Asked about Pochin’s comments, Streeting said: “What she said was a disgrace, I think it was racist.

“What we have seen is a return of 1970s and 1980s-style racism I thought we had left in the history books.

“The only way we are going to defeat this racism is to call it out and confront it for what it is.”

He accused Reform of failing to speak for the whole country, saying: “They think our flag only belongs to some of us who look like me, not all of us who built this country and built its success.”

Streeting also condemned Nigel Farage’s lack of public comment about Pochin, accusing him of “deafening silence”.

Pochin was previously criticised by then party chairman Zia Yusuf for suggesting a ban on the burka during a speech in Parliament.
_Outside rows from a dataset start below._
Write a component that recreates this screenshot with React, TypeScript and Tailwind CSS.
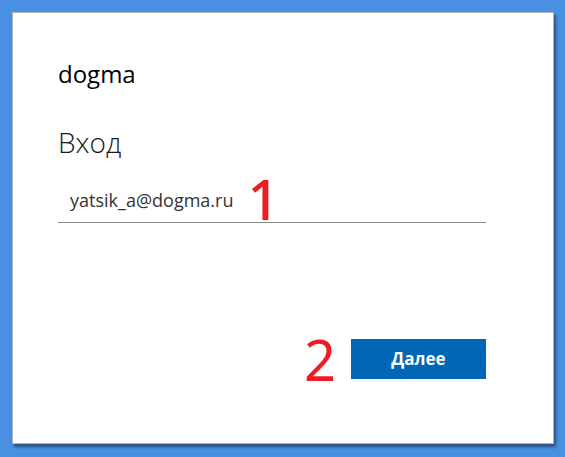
export default function App() {
  return (
    <div className="flex h-[457px] w-[565px] bg-[#4a90e2] pb-[13px] pl-[12px] pr-[11px] pt-[12px] font-['Open_Sans','Noto_Sans',sans-serif]">
      <div className="flex flex-1 flex-col border border-[#b4b4b4] bg-white pl-[45px] pr-[67px] shadow-[2px_3px_3px_rgba(0,0,0,0.45)]">
        <p className="mt-[47px] text-[24px] leading-[28px] text-black">dogma</p>
        <h1 className="mt-[36px] text-[28px] font-light leading-[36px] text-[#1b1b1b]">Вход</h1>
        <div className="mt-[14px] flex items-end border-b border-[#8a8a8a] pl-[12px]">
          <span className="mb-[10px] text-[18px] leading-[24px] text-[#333]">yatsik_a@dogma.ru</span>
          <span className="ml-[14px] font-['Noto_Sans',sans-serif] text-[56px] font-medium leading-[48px] text-[#ee1c25]">1</span>
        </div>
        <div className="mt-[112px] flex items-center justify-end">
          <span className="mr-[15px] font-['Noto_Sans',sans-serif] text-[56px] leading-[48px] text-[#ee1c25]">2</span>
          <button type="button" className="h-[40px] w-[135px] bg-[#0067b8] text-[17px] font-bold text-white">
            Далее
          </button>
        </div>
      </div>
    </div>
  );
}
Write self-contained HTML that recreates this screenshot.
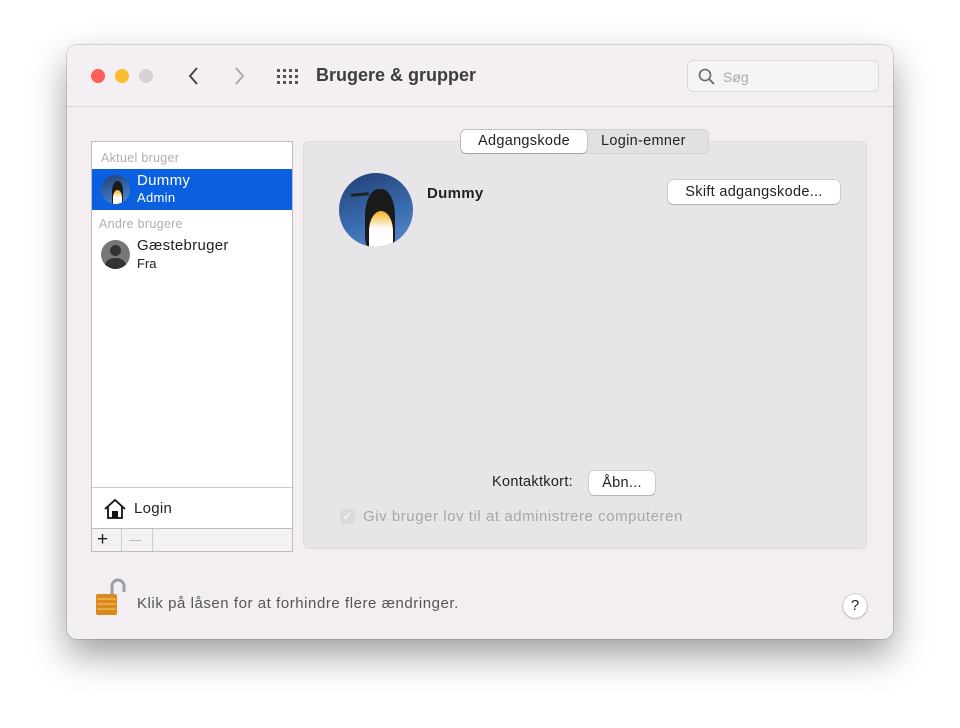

Responding to her comments on Sunday, Yusuf – who is now the party’s head of policy – said Pochin was “right to apologise” but said she was raising “a very valid point we must be able to talk about”.

Speaking on Sky News, he said Pochin was “a lovely person” and her point had been “statistically borne out by a Channel 4 study”.

Asked about her comments, Conservative shadow home secretary Chris Philp said he would not “call her racist” and said “there are legitimate concerns the public have about mass migration that need to be addressed”.

“It’s certainly not language that I would use and I don’t think politicians should speak in those terms,” he added.

The Liberal Democrats have called on Farage to withdraw the whip from Pochin over her comments and called criticised Philp for “refusing to call out blatant racism for what it is”.

Party spokesman Max Wilkinson said: “Nigel Farage keeps insisting that racism has no place in his party.

“Now is his chance to prove it – he must withdraw the whip or concede that Reform tolerates blatant racism.”